Part of the coding team that constructed Apple’s Silicon Valley HQ, the Californian technology entrepreneur set up Cypher in London in 2016 first with in-person courses and after school clubs and then, since lockdown, with its Live Online teaching programmes for four to 14-year-olds.
After development of the tutorial platform and a home learning pivot, this half term some face-to-face sessions are planned to resume.
Cypher’s business model distinguishes itself by including childcare support and using premises in schools, which also boosts the schools’ earnings.
The moves will keep the business, which employs 14 staff and has seen revenue rise 150 percent compared to 2019, on course for a £700,000 turnover this year as customers join in from 10 countries in mainland Europe as well as the US.
“There is huge recognition now about the importance of computing skills. Our online tutoring sold out in 48 hours,” says Tweedale.
Cypher’s approach is “accessible and innovative using real world examples, so regardless of whether children prefer sports, adventures or artistic hobbies, it appeals,” she adds.
Females are proving keen fans of the sessions and Cypher pays tribute on its website to tech icon Ada Lovelace, the inspirational woman mathematician now revered as the first computer programmer after working on an algorithm for a computer machine in the 19th century.
Most popular among girl students, Cypher has found, are conservation topics offering challenges such as programming a drone so it can track and recoup plastic waste from the ocean.

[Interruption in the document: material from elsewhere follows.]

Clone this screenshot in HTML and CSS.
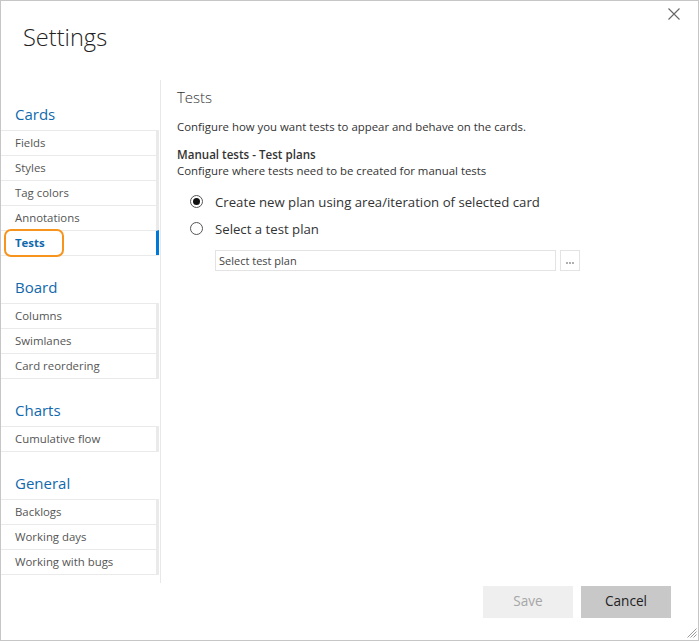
FILE: index.html
```html
<!DOCTYPE html>
<html>
<head>
<meta charset="utf-8">
<link rel="stylesheet" href="styles.css">
</head>
<body>
<div class="dialog">
  <div class="header">
    <h1 class="title">Settings</h1>
    <button class="close" aria-label="Close">
      <svg width="12" height="12" viewBox="0 0 12 12"><path d="M0.5 0.5L11.5 11.5M11.5 0.5L0.5 11.5" stroke="#666" stroke-width="1.1" fill="none"/></svg>
    </button>
  </div>
  <div class="main">
    <nav class="sidebar">
      <div class="section first">
        <div class="section-title">Cards</div>
        <ul class="items">
          <li class="item">Fields</li>
          <li class="item">Styles</li>
          <li class="item">Tag colors</li>
          <li class="item">Annotations</li>
          <li class="item selected">Tests<span class="highlight"></span></li>
        </ul>
      </div>
      <div class="section">
        <div class="section-title">Board</div>
        <ul class="items">
          <li class="item">Columns</li>
          <li class="item">Swimlanes</li>
          <li class="item">Card reordering</li>
        </ul>
      </div>
      <div class="section">
        <div class="section-title">Charts</div>
        <ul class="items">
          <li class="item">Cumulative flow</li>
        </ul>
      </div>
      <div class="section">
        <div class="section-title">General</div>
        <ul class="items">
          <li class="item">Backlogs</li>
          <li class="item">Working days</li>
          <li class="item">Working with bugs</li>
        </ul>
      </div>
    </nav>
    <div class="content">
      <h2 class="content-title">Tests</h2>
      <p class="desc">Configure how you want tests to appear and behave on the cards.</p>
      <div class="group-title">Manual tests - Test plans</div>
      <div class="group-desc">Configure where tests need to be created for manual tests</div>
      <div class="options">
        <label class="option"><span class="radio checked"></span>Create new plan using area/iteration of selected card</label>
        <label class="option"><span class="radio"></span>Select a test plan</label>
      </div>
      <div class="picker">
        <div class="picker-input">Select test plan</div>
        <div class="picker-btn"><span class="dots"></span></div>
      </div>
    </div>
  </div>
  <div class="footer">
    <button class="btn btn-save">Save</button>
    <button class="btn btn-cancel">Cancel</button>
  </div>
  <svg class="grip" width="11" height="11" viewBox="0 0 11 11">
    <path d="M10.5 1.5L1.5 10.5M10.5 4.5L4.5 10.5M10.5 7.5L7.5 10.5" stroke="#9a9a9a" stroke-width="1" fill="none"/>
  </svg>
</div>
</body>
</html>
```

FILE: styles.css
```css
* { box-sizing: border-box; }
html, body { margin: 0; padding: 0; background: #fff; }
body {
  font-family: "Open Sans", "Noto Sans", "Liberation Sans", sans-serif;
  color: #333;
}
.dialog {
  position: relative;
  width: 699px;
  height: 641px;
  border: 1px solid #c6c6c6;
  display: flex;
  flex-direction: column;
  background: #fff;
}
.header {
  height: 79px;
  flex: none;
  padding-left: 22px;
  position: relative;
}
.title {
  margin: 0;
  padding-top: 18px;
  font-size: 23.6px;
  font-weight: 300;
  line-height: 36px;
  color: #222;
}
.close {
  position: absolute;
  top: 7px;
  right: 18px;
  width: 12px;
  height: 12px;
  padding: 0;
  border: 0;
  background: transparent;
  display: block;
}
.close svg { display: block; }
.main {
  height: 503px;
  flex: none;
  display: flex;
}
.sidebar {
  flex: none;
  border-right: 1px solid #e8e8e8;
  width: 160px;
  padding-right: 1px;
}
.section { margin-top: 20px; }
.section.first { margin-top: 23px; }
.section-title {
  font-size: 15px;
  line-height: 22px;
  padding-left: 14px;
  color: #1169ad;
  margin-bottom: 5px;
}
.items {
  list-style: none;
  margin: 0;
  padding: 0;
  border-bottom: 1px solid #eaeaea;
}
.item {
  position: relative;
  height: 25px;
  border-top: 1px solid #eaeaea;
  border-right: 3px solid #eaeaea;
  padding-left: 14px;
  font-size: 11.4px;
  line-height: 23px;
  color: #555;
}
.item.selected {
  color: #1169ad;
  font-weight: 700;
  border-right-color: #0078d7;
}
.highlight {
  position: absolute;
  left: 3px;
  top: -2px;
  width: 60px;
  height: 28px;
  border: 2px solid #f7941d;
  border-radius: 7px;
}
.content {
  flex: 1;
  padding-left: 16px;
  padding-top: 7px;
}
.content-title {
  margin: 0;
  font-size: 15px;
  font-weight: 300;
  line-height: 20px;
  color: #333;
}
.desc {
  margin: 11px 0 0;
  font-size: 11.4px;
  line-height: 18px;
  color: #333;
}
.group-title {
  margin-top: 11px;
  font-size: 11.6px;
  font-weight: 600;
  line-height: 16px;
  color: #333;
}
.group-desc {
  font-size: 11.4px;
  line-height: 16px;
  color: #333;
}
.options {
  margin-top: 9px;
  padding-left: 13px;
}
.option {
  display: flex;
  align-items: center;
  height: 27px;
  font-size: 13.2px;
  color: #333;
}
.radio {
  width: 13px;
  height: 13px;
  border: 1px solid #555;
  border-radius: 50%;
  margin-right: 12px;
  flex: none;
  position: relative;
}
.radio.checked::after {
  content: "";
  position: absolute;
  left: 2px;
  top: 2px;
  width: 7px;
  height: 7px;
  border-radius: 50%;
  background: #111;
}
.picker {
  display: flex;
  gap: 4px;
  margin-top: 8px;
  padding-left: 38px;
}
.picker-input {
  width: 341px;
  height: 21px;
  border: 1px solid #e3e3e3;
  font-size: 11px;
  line-height: 19px;
  padding-left: 3px;
  color: #444;
}
.picker-btn {
  width: 20px;
  height: 21px;
  border: 1px solid #e3e3e3;
  display: flex;
  align-items: center;
  justify-content: center;
}
.dots {
  width: 8px;
  height: 2px;
  margin-top: 4px;
  background: repeating-linear-gradient(90deg, #b0b0b0 0 2px, transparent 2px 3px);
}
.footer {
  flex: 1;
  display: flex;
  justify-content: flex-end;
  gap: 8px;
  padding: 3px 27px 0 0;
}
.btn {
  width: 90px;
  height: 32px;
  border: 0;
  font-family: inherit;
  font-size: 13.6px;
  line-height: 30px;
  padding: 0 0 2px;
}
.btn-save { background: #efefef; color: #a6a6a6; }
.btn-cancel { background: #c8c8c8; color: #222; }
.grip {
  position: absolute;
  right: 1px;
  bottom: 2px;
}
```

Tweedale with group of angel backers, some grants and help from accelerators have invested £850,000 in the enterprise whose strategy has prioritised building a scalable model.
“Taking that route has taken time and effort but is paying off,” she explains. “It has enabled us, for example, to create the infrastructure so we can hold events simultaneously across several places.”
Brain-teasing sessions are privately paid for by families at present, but Tweedale’s ambition is to work with state schools so less well-off children don’t miss out. Funding the equipment and tuition needed would come through corporate partnerships.
The next funding raise is likely to be through venture capital and before Christmas. Further roll-out of the sessions to other UK cities are planned along with a move into the United Arab Emirates and more regionally specific content.
“When our children learn how things work under the hood,” Tweedale declares, “we all stand to benefit.”